Oxfam Ghana, through its Enhancing Livelihood through Climate Change Adaptation Programmes (ELCAP), has introduced some environmentally friendly Energy Saving Stoves (ESS) in sixteen communities in Ghana’s north, including Garu-Tempane. The organisation also has taken scores of women through an enterprise training programme, established a micro-credit union known as Village Savings and Loans Association (VSLA) for rural folks and introduced compost in communities where fertiliser has been extremely hard to come by.

“We rely on the compost whilst we are waiting for the fertiliser,” Haruna Abambilla, a farmer, told the Daily Dispatch at Garu. “It is able to sustain our crops until we are able to get the fertiliser. If we had gotten the government’s fertiliser, the crops would have grown bigger than what you can see now. But for the compost, too, the crops could have died altogether.”

Another farmer, Madam Anamshakiya Gambedu, said: “There was ever a time we thought our lives had come to an end for lack of fertiliser. You know nowadays, your crops will not do well without fertiliser. But the compost has come to give us much hope.”

In an interview with this paper, Oxfam Ghana’s Programmes and Campaigns Manager, Mohammed-Anwar Sadat Adam, said the poor rainfall pattern being experienced in the region could spell food security crisis.
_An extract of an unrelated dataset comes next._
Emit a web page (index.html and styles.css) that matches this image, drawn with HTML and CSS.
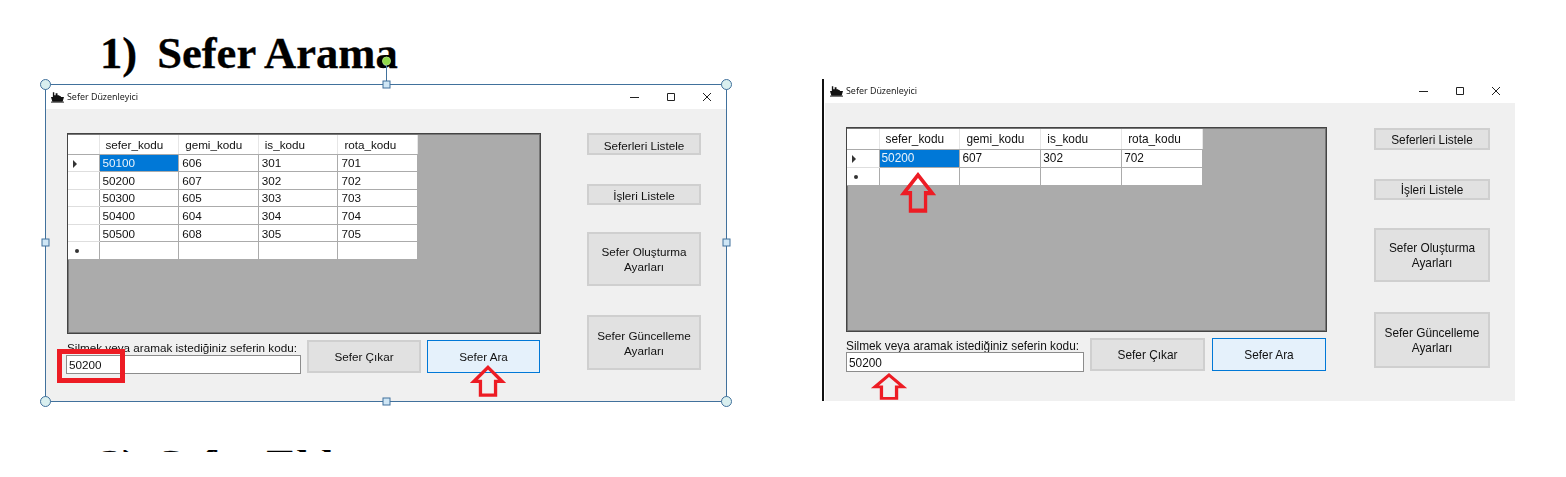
FILE: index.html
```html
<!DOCTYPE html>
<html lang="tr">
<head>
<meta charset="utf-8">
<title>Sefer Arama</title>
<link rel="stylesheet" href="styles.css">
</head>
<body>
<h1 class="heading heading-one"><span>1)</span><span>Sefer Arama</span></h1>
<h1 class="heading heading-two"><span>2)</span><span>Sefer Ekle</span></h1>

<section class="win win-a">
  <header class="titlebar">
    <svg class="ship" viewBox="0 0 14 12"><path d="M2 1h1.500v3H5V2h2v2h2v1h1.500v1H14l-1.500 5h-11L0 6h2z" fill="#111"/><path d="M0 11h14v1H0z" fill="#111"/></svg>
    <span class="title">Sefer Düzenleyici</span>
    <span class="controls">
      <svg viewBox="0 0 10 10"><path d="M0 5.500h9" stroke="#222" fill="none"/></svg>
      <svg viewBox="0 0 10 10"><path d="M1.500 1.500h7v7h-7z" stroke="#222" fill="none"/></svg>
      <svg viewBox="0 0 10 10"><path d="M1 1l8 8M9 1l-8 8" stroke="#222" fill="none"/></svg>
    </span>
  </header>
  <div class="body">
    <div class="main">
      <div class="grid">
        <table>
          <thead><tr><th class="rh"></th><th>sefer_kodu</th><th>gemi_kodu</th><th>is_kodu</th><th>rota_kodu</th></tr></thead>
          <tbody>
            <tr><td class="rh"><i class="tri"></i></td><td class="sel">50100</td><td>606</td><td>301</td><td>701</td></tr>
            <tr><td class="rh"></td><td>50200</td><td>607</td><td>302</td><td>702</td></tr>
            <tr><td class="rh"></td><td>50300</td><td>605</td><td>303</td><td>703</td></tr>
            <tr><td class="rh"></td><td>50400</td><td>604</td><td>304</td><td>704</td></tr>
            <tr><td class="rh"></td><td>50500</td><td>608</td><td>305</td><td>705</td></tr>
            <tr><td class="rh"><i class="dot"></i></td><td></td><td></td><td></td><td></td></tr>
          </tbody>
        </table>
      </div>
      <div class="search">
        <div class="field">
          <label class="label">Silmek veya aramak istediğiniz seferin kodu:</label>
          <div class="input">50200</div>
        </div>
        <button class="btn btn-wide">Sefer Çıkar</button>
        <button class="btn btn-wide btn-active">Sefer Ara</button>
      </div>
    </div>
    <div class="side">
      <button class="btn s1">Seferleri Listele</button>
      <button class="btn s2">İşleri Listele</button>
      <button class="btn s3">Sefer Oluşturma<br>Ayarları</button>
      <button class="btn s4">Sefer Güncelleme<br>Ayarları</button>
    </div>
  </div>
</section>

<section class="win win-b">
  <header class="titlebar">
    <svg class="ship" viewBox="0 0 14 12"><path d="M2 1h1.500v3H5V2h2v2h2v1h1.500v1H14l-1.500 5h-11L0 6h2z" fill="#111"/><path d="M0 11h14v1H0z" fill="#111"/></svg>
    <span class="title">Sefer Düzenleyici</span>
    <span class="controls">
      <svg viewBox="0 0 10 10"><path d="M0 5.500h9" stroke="#222" fill="none"/></svg>
      <svg viewBox="0 0 10 10"><path d="M1.500 1.500h7v7h-7z" stroke="#222" fill="none"/></svg>
      <svg viewBox="0 0 10 10"><path d="M1 1l8 8M9 1l-8 8" stroke="#222" fill="none"/></svg>
    </span>
  </header>
  <div class="body">
    <div class="main">
      <div class="grid">
        <table>
          <thead><tr><th class="rh"></th><th>sefer_kodu</th><th>gemi_kodu</th><th>is_kodu</th><th>rota_kodu</th></tr></thead>
          <tbody>
            <tr><td class="rh"><i class="tri"></i></td><td class="sel">50200</td><td>607</td><td>302</td><td>702</td></tr>
            <tr><td class="rh"><i class="dot"></i></td><td></td><td></td><td></td><td></td></tr>
          </tbody>
        </table>
      </div>
      <div class="search">
        <div class="field">
          <label class="label">Silmek veya aramak istediğiniz seferin kodu:</label>
          <div class="input">50200</div>
        </div>
        <button class="btn btn-wide">Sefer Çıkar</button>
        <button class="btn btn-wide btn-active">Sefer Ara</button>
      </div>
    </div>
    <div class="side">
      <button class="btn s1">Seferleri Listele</button>
      <button class="btn s2">İşleri Listele</button>
      <button class="btn s3">Sefer Oluşturma<br>Ayarları</button>
      <button class="btn s4">Sefer Güncelleme<br>Ayarları</button>
    </div>
  </div>
</section>

<!-- selection frame around the first screenshot -->
<svg class="selection" viewBox="0 0 710 350">
  <path class="sel-line" d="M20.500 30.500h681v317h-681zM361.500 30.500V8"/>
  <circle class="sel-round" cx="20.500" cy="30.500" r="5"/>
  <circle class="sel-round" cx="701.500" cy="30.500" r="5"/>
  <circle class="sel-round" cx="20.500" cy="347.500" r="5"/>
  <circle class="sel-round" cx="701.500" cy="347.500" r="5"/>
  <rect class="sel-square" x="358" y="27" width="7" height="7"/>
  <rect class="sel-square" x="358" y="344" width="7" height="7"/>
  <rect class="sel-square" x="17" y="185" width="7" height="7"/>
  <rect class="sel-square" x="698" y="185" width="7" height="7"/>
  <circle class="sel-rot" cx="361.500" cy="7" r="4"/>
</svg>

<div class="redbox"></div>

<svg class="arrow arrow-1" viewBox="0 0 36 34" preserveAspectRatio="none"><path d="M18 2.500L33 17.500H26V32H10V17.500H3z"/></svg>
<svg class="arrow arrow-2" viewBox="0 0 36 34" preserveAspectRatio="none"><path d="M18 2.500L33 17.500H26V32H10V17.500H3z"/></svg>
<svg class="arrow arrow-3" viewBox="0 0 36 34" preserveAspectRatio="none"><path d="M18 2.500L33 17.500H26V32H10V17.500H3z"/></svg>
</body>
</html>
```

FILE: styles.css
```css
* { box-sizing: border-box; }
html, body { margin: 0; height: 100%; }
body {
  position: relative;
  width: 1566px;
  height: 477px;
  overflow: hidden;
  background: #fff;
  font-family: "Liberation Sans", Arial, sans-serif;
  color: #111;
}

.heading {
  position: absolute;
  left: 100px;
  margin: 0;
  display: flex;
  gap: 20px;
  font-family: "Liberation Serif", "Times New Roman", serif;
  font-weight: 700;
  font-size: 44.600px;
  line-height: 50px;
  color: #000;
  white-space: nowrap;
  overflow: hidden;
  -webkit-text-stroke: 0.3px #000;
}
.heading-one { top: 28px; }
.heading-two { top: 440px; height: 12px; clip-path: inset(10px 0 0 0); }

.win { position: absolute; display: flex; flex-direction: column; background: #fff; filter: blur(0.3px); }
.win-a { left: 46px; top: 85px; width: 680px; height: 317px; font-size: 11.7px; }
.win-b { left: 825px; top: 79px; width: 690px; height: 322px; font-size: 11.85px; }
.win-b::before {
  content: "";
  position: absolute;
  left: -3px; top: 0; bottom: 0;
  width: 2px;
  background: #111;
}

.titlebar { display: flex; align-items: center; flex: none; height: 24px; padding: 0 0 1px 5px; }
.ship { width: 13px; height: 12px; flex: none; }
.title { margin-left: 3px; font-family: "Noto Sans", sans-serif; font-size: 8.900px; color: #222; padding-bottom: 1px; }
.controls { margin: 0 -12px 0 auto; display: flex; }
.controls svg { width: 10px; height: 10px; margin-right: 26px; }

.body { flex: 1; display: flex; background: #f0f0f0; padding: 24px 0 0 21px; }

.main { display: flex; flex-direction: column; flex: none; }
.win-a .main { width: 474px; }
.win-b .main { width: 481px; }

.grid { background: #ababab; border: 1px solid #444; box-shadow: inset 0 0 0 1px #777; padding-top: 1px; }
.win-a .grid { height: 201px; }
.win-b .grid { height: 205px; }

table { border-collapse: collapse; table-layout: fixed; font-size: inherit; }
.win-a table { width: 350px; }
.win-b table { width: 356px; }
th, td { padding: 0; text-align: left; background: #fff; font-weight: 400; white-space: nowrap; overflow: hidden; }
td { border: 1px solid #ababab; color: #111; padding-left: 2px; }
.win-a td { padding-left: 3px; }
th { padding-left: 6px; border-bottom: 1px solid #ababab; border-right: 1px solid #e6e6e6; }
.rh { position: relative; border-left: 0; padding: 0; }
.win-a .rh { width: 31px; }
.win-b .rh { width: 32px; }
.win-a td.rh, .win-b td.rh { padding: 0; }
td.rh { border-top-color: #dedede; border-bottom-color: #dedede; }
tr:last-child td.rh { border-bottom-color: #ababab; }
.win-a th { height: 19px; }
.win-b th { height: 20px; }
.win-a td { height: 17.600px; }
.win-b td { height: 18px; }
td.sel { background: #0078d7; color: #eaf3fb; }
.tri { position: absolute; left: 5px; top: 5px; width: 0; height: 0; border: 4px solid transparent; border-left-color: #333; border-right-width: 0; }
.dot { position: absolute; left: 7px; top: 7px; width: 4px; height: 4px; border-radius: 50%; background: #333; }

.search { display: flex; align-items: flex-start; margin-top: 6px; gap: 6px; }
.field { display: flex; flex-direction: column; }
.win-a .field { width: 235px; margin-left: -1px; }
.win-b .field { width: 238px; }
.label { line-height: 15px; height: 15px; color: #111; white-space: nowrap; }
.win-a .label { margin-left: 1px; }
.win-b .label { height: 14px; line-height: 17px; }
.input {
  height: 19px;
  background: #fff;
  border: 1px solid #8c8c8c;
  padding-left: 2px;
  line-height: 17px;
  color: #111;
}
.win-b .input { height: 20px; line-height: 20px; }

.btn {
  display: block;
  padding: 2px 0 0;
  background: #e1e1e1;
  border: 2px solid #cfcfcf;
  font-family: inherit;
  font-size: inherit;
  line-height: 15px;
  color: #111;
  text-align: center;
}
.btn-wide { height: 33px; flex: none; }
.win-a .btn-wide { width: 114px; padding-top: 0; }
.win-b .btn-wide { width: 115px; }
.btn-active { background: #e5f1fb; border: 1px solid #0078d7; }
.win-a .btn-active { width: 113px; }
.win-b .btn-active { width: 114px; margin-left: 1px; }

.side { display: flex; flex-direction: column; flex: none; }
.win-a .side { width: 114px; margin-left: 46px; }
.win-b .side { width: 116px; margin-left: 47px; margin-top: 1px; }
.s1 { height: 22px; }
.s2 { height: 21px; margin-top: 29px; }
.win-a .s3 { height: 54px; margin-top: 27px; padding-top: 0; }
.win-a .s4 { height: 55px; margin-top: 29px; padding-top: 0; }
.win-b .s3 { height: 54px; margin-top: 28px; }
.win-b .s4 { height: 56px; margin-top: 30px; }

.selection { position: absolute; left: 25px; top: 54px; width: 710px; height: 350px; overflow: visible; }
.sel-line { fill: none; stroke: #41719c; stroke-width: 1; }
.sel-round { fill: #d9efef; stroke: #41719c; }
.sel-square { fill: #cfe6f5; stroke: #41719c; }
.sel-rot { fill: #8fd94a; stroke: #a6d96a; }

.redbox { position: absolute; left: 57px; top: 349px; width: 68px; height: 34px; border: 5px solid #ed1c24; }

.arrow { position: absolute; width: 34px; height: 32px; overflow: visible; }
.arrow path { fill: none; stroke: #ed1c24; stroke-width: 3.500px; }
.arrow-1 { left: 471px; top: 365px; }
.arrow-2 { left: 901px; top: 172px; height: 41px; }
.arrow-3 { left: 872px; top: 373px; height: 27px; }
```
“As you would notice in many of the communities that we have visited, the rains are not coming. And you see some of the food crops drying or getting withered. And that is a source of concern. Yes, we are doing our widow’s mites; but sometimes we need to look at it further, beyond what we are doing. We are providing communities with early-maturing and drought-tolerant seed varieties that they can use, diversifying their livelihoods into such income-generating activities as livestock rearing, bee keeping, processing of shea butter and other things to cushion them in case the rainfall pattern remains as it is now. We hope the situation changes. But if doesn’t change over the next two to three weeks, we might be heading for some food security challenges in this part of the country,” Mr. Adam stated.

Celebrated crop scientist and Principal Researcher at the Council for Scientific and Industrial Research-Savannah Agricultural Research Institute (CSIR-SARI), Dr. Roger Kanton, graced the programme. He underscored the urgent need for Ghana to look to home-grown seed varieties as a more suitable answer to Climate Change than foreign seeds.